- [TASK DESCRIPTION]
Start at the line that contains "Recreate this image" in the listing below and extract every line through the last, exactly; leave pictures out.

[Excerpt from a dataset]
>> START
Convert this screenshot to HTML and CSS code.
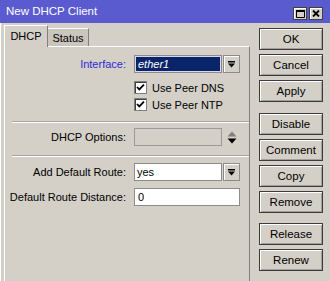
FILE: index.html
```html
<!DOCTYPE html>
<html>
<head>
<meta charset="utf-8">
<link rel="stylesheet" href="styles.css">
</head>
<body>
<div class="window">
  <div class="titlebar">
    <span class="title">New DHCP Client</span>
    <div class="tbtns">
      <span class="tbtn"><svg width="9" height="8" viewBox="0 0 9 8"><path d="M0.5 0.5h8v7h-8z" fill="none" stroke="#000"/><rect x="0" y="0" width="9" height="2" fill="#000"/></svg></span>
      <span class="tbtn"><svg width="8" height="7" viewBox="0 0 8 7"><path d="M1 0.5l6 6M7 0.5l-6 6" stroke="#000" stroke-width="1.8"/></svg></span>
    </div>
  </div>
  <div class="body">
    <div class="main">
      <div class="tabs">
        <div class="tab active">DHCP</div>
        <div class="tab">Status</div>
      </div>
      <div class="panel">
        <div class="row">
          <span class="label blue">Interface:</span>
          <span class="field sel">ether1</span>
          <span class="ddbtn"><svg width="9" height="9" viewBox="0 0 9 9"><rect x="1" y="1" width="7" height="1.5" fill="#000"/><path d="M1 3.5h7l-3.5 4z" fill="#000"/></svg></span>
        </div>
        <div class="crow first">
          <span class="check"><svg width="11" height="11" viewBox="0 0 11 11"><path d="M2 5l2.3 2.4L9 2.6" fill="none" stroke="#000" stroke-width="1.8"/></svg></span>
          <span class="ctext">Use Peer DNS</span>
        </div>
        <div class="crow">
          <span class="check"><svg width="11" height="11" viewBox="0 0 11 11"><path d="M2 5l2.3 2.4L9 2.6" fill="none" stroke="#000" stroke-width="1.8"/></svg></span>
          <span class="ctext">Use Peer NTP</span>
        </div>
        <div class="sep s1"></div>
        <div class="row r-opts">
          <span class="label">DHCP Options:</span>
          <span class="field disabled"></span>
          <span class="updown"><svg width="10" height="13" viewBox="0 0 10 13"><path d="M0.5 5.5l4.5-5 4.5 5z" fill="#808080"/><path d="M0.5 7.5h9l-4.5 5z" fill="#000"/></svg></span>
        </div>
        <div class="sep s2"></div>
        <div class="row r-route">
          <span class="label">Add Default Route:</span>
          <span class="field">yes</span>
          <span class="ddbtn"><svg width="9" height="9" viewBox="0 0 9 9"><rect x="1" y="1" width="7" height="1.5" fill="#000"/><path d="M1 3.5h7l-3.5 4z" fill="#000"/></svg></span>
        </div>
        <div class="row r-dist">
          <span class="label">Default Route Distance:</span>
          <span class="field wide">0</span>
        </div>
      </div>
    </div>
    <div class="buttons">
      <div class="btn">OK</div>
      <div class="btn">Cancel</div>
      <div class="btn">Apply</div>
      <div class="btn g1">Disable</div>
      <div class="btn">Comment</div>
      <div class="btn">Copy</div>
      <div class="btn">Remove</div>
      <div class="btn g2">Release</div>
      <div class="btn">Renew</div>
    </div>
  </div>
</div>
</body>
</html>
```
FILE: styles.css
```css
* { box-sizing: border-box; }
body {
  margin: 0;
  font-family: "Liberation Sans", Arial, sans-serif;
  font-size: 11px;
  color: #000;
  background: #d4d0c8;
}
.window {
  width: 330px;
  height: 281px;
  overflow: hidden;
  display: flex;
  flex-direction: column;
  background: #d4d0c8;
}
.titlebar {
  height: 23px;
  flex: none;
  background: #5b5bd0;
  display: flex;
  align-items: flex-start;
  padding: 0 7px 0 6px;
  color: #fff;
}
.title {
  flex: 1;
  padding-top: 5px;
  font-size: 11.5px;
}
.tbtns {
  display: flex;
  gap: 2px;
  margin-top: 7px;
}
.tbtn {
  width: 14px;
  height: 13px;
  background: #d4d0c8;
  border: 1px solid #404040;
  box-shadow: inset 1px 1px #fff;
  display: flex;
  align-items: center;
  justify-content: center;
}
.body {
  flex: 1;
  min-height: 0;
  display: flex;
  border-left: 1px solid #fff;
  padding-left: 3px;
  gap: 9px;
}
.main {
  width: 246px;
  display: flex;
  flex-direction: column;
  padding-top: 2px;
}
.tabs {
  display: flex;
  align-items: flex-end;
  height: 21px;
  flex: none;
}
.tab {
  height: 18px;
  width: 41px;
  border-top: 1px solid #fff;
  border-right: 1px solid #808080;
  background: #cac6be;
  display: flex;
  align-items: center;
  justify-content: center;
  padding-top: 1px;
}
.tab.active {
  height: 22px;
  width: 44px;
  margin-bottom: -1px;
  position: relative;
  z-index: 1;
  border-left: 1px solid #fff;
  background: #d4d0c8;
  padding-top: 0;
  padding-bottom: 2px;
}
.panel {
  flex: 1;
  border-left: 1px solid #fff;
  border-top: 1px solid #fff;
  border-right: 1px solid #808080;
  padding-top: 8px;
}
.row {
  display: flex;
  align-items: center;
  height: 18px;
}
.label {
  width: 121px;
  margin-right: 8px;
  text-align: right;
  white-space: nowrap;
}
.label.blue { color: #2b2bd2; }
.field {
  width: 88px;
  height: 18px;
  border: 1px solid #8c8c8c;
  background: #fff;
  padding-left: 2px;
  display: flex;
  align-items: center;
}
.field.wide { width: 106px; padding-left: 3px; }
.field.sel {
  background: #0a246a;
  color: #fff;
  font-style: italic;
  box-shadow: inset 0 0 0 1px #d8d8e8;
  padding-left: 3px;
}
.field.disabled {
  background: #d4d0c8;
  border-color: #9a9a9a;
}
.ddbtn {
  width: 17px;
  height: 18px;
  margin-left: 1px;
  border: 1px solid #8c8c8c;
  box-shadow: inset 1px 1px #fff;
  background: #d4d0c8;
  display: flex;
  align-items: center;
  justify-content: center;
}
.updown {
  margin-left: 5px;
  display: flex;
}
.crow {
  display: flex;
  align-items: center;
  height: 17px;
  padding-left: 129px;
}
.crow.first { margin-top: 6px; }
.check {
  width: 13px;
  height: 13px;
  border: 1px solid #808080;
  box-shadow: inset 1px 1px #404040;
  background: #fff;
  display: flex;
  align-items: center;
  justify-content: center;
}
.ctext { margin-left: 5px; }
.sep {
  height: 2px;
  margin-left: 7px;
  border-top: 1px solid #a8a49c;
  border-bottom: 1px solid #fff;
}
.sep.s1 { margin-top: 8px; }
.r-opts { margin-top: 5px; }
.sep.s2 { margin-top: 9px; }
.r-route { margin-top: 6px; }
.r-dist { margin-top: 7px; }
.buttons {
  width: 64px;
  display: flex;
  flex-direction: column;
  gap: 4px;
  padding-top: 5px;
}
.btn {
  height: 22px;
  flex: none;
  border: 1px solid #3c3c3c;
  box-shadow: inset 1px 1px #fff, inset -1px -1px #a0a0a0;
  background: #d4d0c8;
  display: flex;
  align-items: center;
  justify-content: center;
  font-size: 11.5px;
}
.btn.g1 { margin-top: 7px; }
.btn.g2 { margin-top: 6px; }
```
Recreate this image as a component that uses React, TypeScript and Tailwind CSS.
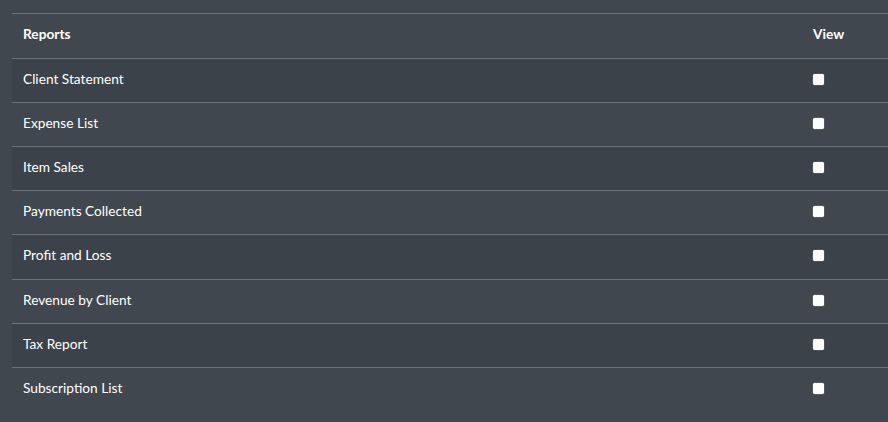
const REPORTS = [
  'Client Statement',
  'Expense List',
  'Item Sales',
  'Payments Collected',
  'Profit and Loss',
  'Revenue by Client',
  'Tax Report',
  'Subscription List',
];

export default function App() {
  return (
    <div className="w-[888px] h-[422px] overflow-hidden bg-[#40474e] pt-[13px] pl-[12px] font-['Lato','Liberation_Sans',sans-serif] text-[13.7px] text-white">
      <table className="w-full border-collapse">
        <thead>
          <tr className="h-[45px] border-t border-b border-[#6b737b]">
            <th className="pl-[11px] pb-[4px] text-left font-bold">Reports</th>
            <th className="w-[75px] pb-[4px] text-left font-bold">View</th>
          </tr>
        </thead>
        <tbody>
          {REPORTS.map((name, i) => (
            <tr
              key={name}
              className={`${i === 4 ? 'h-[45px]' : 'h-[44px]'} border-b border-[#6b737b] last:border-b-0 ${i % 2 === 0 ? 'bg-[#3c4249]' : ''}`}
            >
              <td className="pl-[11px] pb-[3px]">{name}</td>
              <td className="pb-[3px]">
                <span className="block w-[11px] h-[11px] rounded-[2px] bg-white shadow-[0_0_1px_#ffffff]" />
              </td>
            </tr>
          ))}
        </tbody>
      </table>
    </div>
  );
}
>> END
- [RESPONSE BELOW]
Recreate this image as a component that uses React, TypeScript and Tailwind CSS.
const REPORTS = [
  'Client Statement',
  'Expense List',
  'Item Sales',
  'Payments Collected',
  'Profit and Loss',
  'Revenue by Client',
  'Tax Report',
  'Subscription List',
];

export default function App() {
  return (
    <div className="w-[888px] h-[422px] overflow-hidden bg-[#40474e] pt-[13px] pl-[12px] font-['Lato','Liberation_Sans',sans-serif] text-[13.7px] text-white">
      <table className="w-full border-collapse">
        <thead>
          <tr className="h-[45px] border-t border-b border-[#6b737b]">
            <th className="pl-[11px] pb-[4px] text-left font-bold">Reports</th>
            <th className="w-[75px] pb-[4px] text-left font-bold">View</th>
          </tr>
        </thead>
        <tbody>
          {REPORTS.map((name, i) => (
            <tr
              key={name}
              className={`${i === 4 ? 'h-[45px]' : 'h-[44px]'} border-b border-[#6b737b] last:border-b-0 ${i % 2 === 0 ? 'bg-[#3c4249]' : ''}`}
            >
              <td className="pl-[11px] pb-[3px]">{name}</td>
              <td className="pb-[3px]">
                <span className="block w-[11px] h-[11px] rounded-[2px] bg-white shadow-[0_0_1px_#ffffff]" />
              </td>
            </tr>
          ))}
        </tbody>
      </table>
    </div>
  );
}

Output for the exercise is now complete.